ITR2 Individuals and HUFs having income from any source except business or profession

ITR3 Individuals and HUFs who are partners in a firm but who do not have their own proprietary business or profession

ITR4 Individuals and HUFs who have their own proprietary business or profession.

It is quite possible that ITR1 is applicable to you because you are having taxable income only from salary and interest. But please carefully note that, if you have any exempt income other than agriculture and interest income (in addition to taxable salary and interest income) you cannot file ITR1. In that case, go for ITR2.

Please also note that in case clubbing provisions are applicable to you (for example clubbing of spouse/minor child income with your income), then also you will have to file ITR2 instead of ITR1.


5. Show Exempted Income
It is binding upon you to show the exempted income also, if asked for in ITR form, or else your return can be treated as defective.
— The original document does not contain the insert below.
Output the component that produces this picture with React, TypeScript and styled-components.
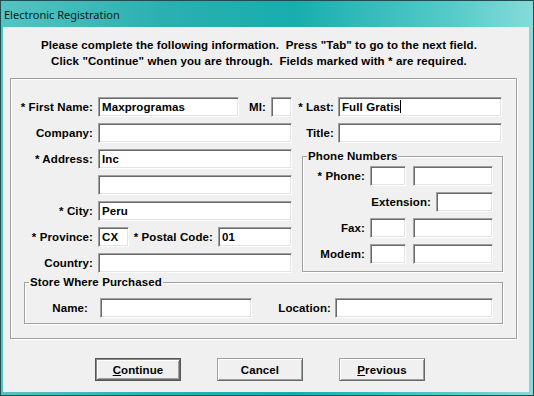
import React from 'react';
import styled, { createGlobalStyle } from 'styled-components';

const GlobalStyle = createGlobalStyle`
    html, body {
        margin: 0;
        padding: 0;
        background: #2a9fa0;
    }
`

const Window = styled.div`
    width: 534px;
    height: 396px;
    box-sizing: border-box;
    display: flex;
    flex-direction: column;
    border: 1px solid #1c4f4e;
    background: linear-gradient(90deg, #55c3c3 0%, #2bb0b0 30%, #18adad 55%, #56cbc9 85%, #86dbd9 100%);
`

const TitleBar = styled.div`
    height: 26px;
    flex-shrink: 0;
    display: flex;
    align-items: center;
    padding-left: 3px;
    font-family: "Noto Sans", "Liberation Sans", sans-serif;
    font-size: 11px;
    color: #0a1a1a;
`

const Client = styled.div`
    flex: 1;
    margin: 0 4px 3px 2px;
    background: #f0f0f0;
    display: flex;
    flex-direction: column;
    font-family: "Liberation Sans", Arial, sans-serif;
    font-size: 11.5px;
    letter-spacing: 0.1px;
    font-weight: bold;
    color: #000;
`

const Header = styled.div`
    padding: 10px 14px 0 0;
    text-align: center;
    line-height: 16px;
    white-space: pre;
`

const MainBox = styled.div`
    margin: 9px 12px 0 7px;
    height: 261px;
    box-sizing: border-box;
    border: 1px solid #a0a0a0;
    box-shadow: inset 1px 1px 0 #fff, 1px 1px 0 #fff;
    padding-top: 18px;
    display: flex;
    flex-direction: column;
`

const Column = styled.div<{ $gap?: number }>`
    display: flex;
    flex-direction: column;
    gap: ${p => p.$gap ?? 6}px;
`

const Row = styled.div`
    display: flex;
    align-items: center;
    height: 20px;
`

const Middle = styled.div`
    display: flex;
    align-items: flex-start;
    margin-top: 6px;
`

const Label = styled.div<{ $w: number; $pr?: number }>`
    width: ${p => p.$w}px;
    flex-shrink: 0;
    box-sizing: border-box;
    padding-right: ${p => p.$pr ?? 5}px;
    text-align: right;
    white-space: pre;
`

const TextBox = styled.div<{ $w: number; $ml?: number }>`
    width: ${p => p.$w}px;
    margin-left: ${p => p.$ml ?? 0}px;
    height: 20px;
    flex-shrink: 0;
    box-sizing: border-box;
    border: 1px solid;
    border-color: #a0a0a0 #fff #fff #a0a0a0;
    box-shadow: inset 1px 1px 0 #696969, inset -1px -1px 0 #e3e3e3;
    background: #fff;
    padding-left: 3px;
    line-height: 18px;
    white-space: pre;
    overflow: hidden;
`

const Caret = styled.span`
    display: inline-block;
    width: 1px;
    height: 13px;
    background: #000;
    vertical-align: -2px;
`

const Group = styled.fieldset<{ $w: number; $ml: number; $mt?: number; $pt: number; $pb: number }>`
    width: ${p => p.$w}px;
    margin: ${p => p.$mt ?? 0}px 0 0 ${p => p.$ml}px;
    padding: ${p => p.$pt}px 0 ${p => p.$pb}px 0;
    min-width: 0;
    box-sizing: border-box;
    border: 1px solid #a0a0a0;
    box-shadow: inset 1px 1px 0 #fff, 1px 1px 0 #fff;
`

const Legend = styled.legend`
    padding: 0 1px;
    margin-left: 4px;
    line-height: 14px;
`

const ButtonRow = styled.div`
    display: flex;
    gap: 36px;
    padding-left: 92px;
    margin-top: 19px;
`

const Button = styled.div<{ $default?: boolean }>`
    width: 86px;
    height: 23px;
    box-sizing: border-box;
    display: flex;
    align-items: center;
    justify-content: center;
    border: 1px solid;
    border-color: ${p => p.$default ? '#555 #555 #555 #555' : '#a0a0a0 #696969 #696969 #a0a0a0'};
    box-shadow: ${p => p.$default
        ? 'inset 1px 1px 0 #8a8a8a, inset -1px -1px 0 #6a6a6a, inset 2px 2px 0 #fff, inset -2px -2px 0 #a0a0a0'
        : 'inset 1px 1px 0 #fff, inset -1px -1px 0 #a0a0a0'};
    background: #f0f0f0;
`

const App: React.FC = () => {
    return (
        <>
            <GlobalStyle />
            <Window>
                <TitleBar>Electronic Registration</TitleBar>
                <Client>
                    <Header>
                        {'Please complete the following information.  Press "Tab" to go to the next field.\nClick "Continue" when you are through.  Fields marked with * are required.'}
                    </Header>
                    <MainBox>
                        <Column>
                            <Row>
                                <Label $w={87}>* First Name:</Label>
                                <TextBox $w={141}>Maxprogramas</TextBox>
                                <Label $w={32}>MI:</Label>
                                <TextBox $w={21} />
                                <Label $w={46} $pr={4}>* Last:</Label>
                                <TextBox $w={164}>Full Gratis<Caret /></TextBox>
                            </Row>
                            <Row>
                                <Label $w={87}>Company:</Label>
                                <TextBox $w={194} />
                                <Label $w={46} $pr={4}>Title:</Label>
                                <TextBox $w={164} />
                            </Row>
                        </Column>
                        <Middle>
                            <Column>
                                <Row>
                                    <Label $w={87}>* Address:</Label>
                                    <TextBox $w={194}>Inc</TextBox>
                                </Row>
                                <Row>
                                    <TextBox $w={194} $ml={87} />
                                </Row>
                                <Row>
                                    <Label $w={87}>* City:</Label>
                                    <TextBox $w={194}>Peru</TextBox>
                                </Row>
                                <Row>
                                    <Label $w={87}>* Province:</Label>
                                    <TextBox $w={31}>CX</TextBox>
                                    <Label $w={89}>* Postal Code:</Label>
                                    <TextBox $w={74}>01</TextBox>
                                </Row>
                                <Row>
                                    <Label $w={87}>Country:</Label>
                                    <TextBox $w={194} />
                                </Row>
                            </Column>
                            <Group $w={201} $ml={10} $pt={3} $pb={7}>
                                <Legend>Phone Numbers</Legend>
                                <Column>
                                    <Row>
                                        <Label $w={67}>* Phone:</Label>
                                        <TextBox $w={36} />
                                        <TextBox $w={80} $ml={7} />
                                    </Row>
                                    <Row>
                                        <Label $w={133}>Extension:</Label>
                                        <TextBox $w={57} />
                                    </Row>
                                    <Row>
                                        <Label $w={67}>Fax:</Label>
                                        <TextBox $w={36} />
                                        <TextBox $w={80} $ml={7} />
                                    </Row>
                                    <Row>
                                        <Label $w={67}>Modem:</Label>
                                        <TextBox $w={36} />
                                        <TextBox $w={80} $ml={7} />
                                    </Row>
                                </Column>
                            </Group>
                        </Middle>
                        <Group $w={479} $ml={13} $mt={2} $pt={9} $pb={5}>
                            <Legend>Store Where Purchased</Legend>
                            <Row>
                                <Label $w={75} $pr={12}>Name:</Label>
                                <TextBox $w={152} />
                                <Label $w={83} $pr={4}>Location:</Label>
                                <TextBox $w={158} />
                            </Row>
                        </Group>
                    </MainBox>
                    <ButtonRow>
                        <Button $default><span><u>C</u>ontinue</span></Button>
                        <Button>Cancel</Button>
                        <Button><span><u>P</u>revious</span></Button>
                    </ButtonRow>
                </Client>
            </Window>
        </>
    )
}

export default App;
For example, schedule EI of ITR2 specifically asks you to mention your exempt income like interest, dividends, long term capital gains etc.


6. Mention details of specified transactions
Don’t forget to furnish details of following high-value transactions in ITR:

1) Cash deposits of Rs 10 lakh or more in the savings account
2) Credit card payments exceeding Rs 2 lakh
3) Investments of over Rs 2 lakh in mutual funds
4) Investments of over Rs 5 lakh in bonds or debentures (other than RBI bonds)
5) Investments of over Rs 5 lakh in RBI Bonds.
6) Investments of over Rs 1 lakh in shares
7) Purchase or sale of immovable property valued at Rs 30 lakh or more

Although it has not been specified, you should consider the aggregate payments/investments for the above mentioned limits (e.g., credit card limit of Rs 2 lakh is not be taken for a individual card, but all the cards put together) because it’s always better to err on the side of caution.


7. Show other income
Ensure that you show all your taxable income.
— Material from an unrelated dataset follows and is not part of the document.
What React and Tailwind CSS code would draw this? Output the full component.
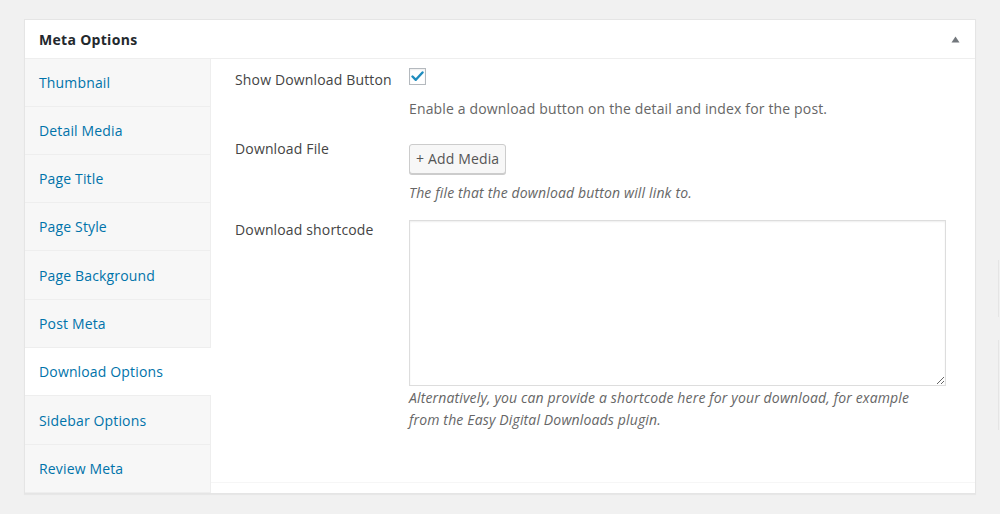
const tabs = [
  { label: "Thumbnail", h: "h-[48px]" },
  { label: "Detail Media", h: "h-[48px]" },
  { label: "Page Title", h: "h-[48px]" },
  { label: "Page Style", h: "h-[48px]" },
  { label: "Page Background", h: "h-[49px]" },
  { label: "Post Meta", h: "h-[48px]" },
  { label: "Download Options", h: "h-[48px]", active: true },
  { label: "Sidebar Options", h: "h-[49px]" },
  { label: "Review Meta", h: "h-[48px]" },
];

function Checkbox() {
  return (
    <span className="flex h-[17px] w-[17px] items-center justify-center border border-[#b4b9be] bg-white shadow-[inset_0_1px_2px_rgba(0,0,0,0.07)]">
      <svg width="13" height="11" viewBox="0 0 13 11" fill="none">
        <path d="M1.5 5.5 L4.8 8.8 L11.5 1.5" stroke="#1e8cbe" strokeWidth="2.4" strokeLinecap="round" strokeLinejoin="round" />
      </svg>
    </span>
  );
}

function App() {
  return (
    <div className="relative h-[514px] w-[1000px] overflow-hidden bg-[#f1f1f1] pt-[19px] pl-[24px] font-['Open_Sans','Liberation_Sans',sans-serif] text-[14px] tracking-[0.15px] text-[#444]">
      <div className="w-[952px] border border-[#e5e5e5] bg-white shadow-[0_1px_1px_rgba(0,0,0,0.04)]">
        <div className="flex h-[39px] items-center justify-between border-b border-[#eee] pl-[14px] pr-[15px]">
          <h2 className="text-[14px] font-bold tracking-[0.3px] text-[#23282d]">Meta Options</h2>
          <svg width="9" height="7" viewBox="0 0 9 7">
            <path d="M0.5 6.5 L4.5 0.5 L8.5 6.5 Z" fill="#72777c" />
          </svg>
        </div>
        <div className="flex">
          <ul className="w-[186px] shrink-0 bg-[#f7f7f7]">
            {tabs.map((t) => (
              <li
                key={t.label}
                className={`${t.h} box-border flex items-center border-b border-[#eee] pl-[14px] text-[#0073aa] ${
                  t.active ? "bg-white" : "border-r border-r-[#eee]"
                }`}
              >
                {t.label}
              </li>
            ))}
          </ul>
          <div className="flex-1">
            <div className="h-[424px] border-b border-[#f6f6f6] pl-[24px]">
              <div className="flex pt-[9px]">
                <div className="w-[174px] pt-[2px] leading-[20px]">Show Download Button</div>
                <div>
                  <Checkbox />
                  <p className="mt-[14px] leading-[20px] text-[#666]">Enable a download button on the detail and index for the post.</p>
                </div>
              </div>
              <div className="mt-[20px] flex">
                <div className="w-[174px] leading-[20px]">Download File</div>
                <div className="pt-[5px]">
                  <button className="h-[30px] rounded-[3px] border border-[#ccc] bg-[#f7f7f7] px-[6px] text-[14px] leading-[26px] tracking-[0.15px] text-[#555] shadow-[0_1px_0_#ccc]">
                    + Add Media
                  </button>
                  <p className="mt-[9px] leading-[20px] italic text-[#666]">The file that the download button will link to.</p>
                </div>
              </div>
              <div className="mt-[17px] flex">
                <div className="w-[174px] leading-[20px]">Download shortcode</div>
                <div>
                  <textarea className="block h-[166px] w-[537px] resize border border-[#ddd] bg-white shadow-[inset_0_1px_2px_rgba(0,0,0,0.07)] outline-none" />
                  <p className="mt-[1px] w-[520px] leading-[22px] italic text-[#666]">
                    Alternatively, you can provide a shortcode here for your download, for example from the Easy Digital Downloads plugin.
                  </p>
                </div>
              </div>
            </div>
          </div>
        </div>
      </div>
      <div className="absolute left-[998px] top-[260px] h-[57px] w-[2px] border-l border-[#e5e5e5]" />
      <div className="absolute left-[998px] top-[340px] h-[90px] w-[2px] border-l border-[#e5e5e5]" />
    </div>
  );
}

export default App;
No doubt, it is very difficult to keep track of interest credited in your savings account deposit, but disclosing it is mandatory, even though the amount may be small.

Besides, also don’t forget to consider your other incomes like interest on FDs, interest on NSCs, notional rental income of your second home (even if, it is not let out), capital gains etc.

 



 

8. Don’t attach any annexure
No documents – including challans, TDS certificates, proof of tax-saving investments, computation sheets – are to be attached.

However, don’t throw them away. Keep all the supporting documents in your income tax file along with the return copy and acknowledgement slip for future reference.


9. Take help of TRPs
If you face difficulty in filling up the forms yourself, you can take the help of certified tax return preparers (TRPs) by paying a nominal fee. But remember that they are not authorized to give tax saving advice. Alternatively, you can approach tax advisors/consultants.


10. Sign the ITR
Finally, you have to sign the return yourself. In case you have gone abroad, than any other person having power of attorney from you can sign it on your behalf.

But, before signing re-check and ensure that the form is filled in completely and correctly – in particular, your personal details, the PAN, bank account details (in case of refund).


11. Get it xeroxed before submitting
Earlier, ITR was used to be filled in duplicate so that one copy was returned to the taxpayer after fixing the acknowledgement stamp. Now, as there is separate acknowledgement sheet, you need to ensure - before submitting the return - that you keep a photostat copy for your records.


12. E-filing
At present, e-filing is optional for individuals. Go for it only if you have got the digital signatures, which avoids paper work and visit to the ITO. Otherwise, it is better to follow the conventional route of manually filling up the form and submitting it physically to the ITO because e-filling without digital signatures is not much different from filing returns offline.


Finally, it is not only your obligation to file return of income under tax laws, but it is also required for obtaining various loans, overseas travel visas etc.

To conclude, as the old saying goes, “Prevention is better than cure,” it is better to pay taxes and file return properly so that you don’t face any problem at a later stage, in case your return is selected for scrutiny.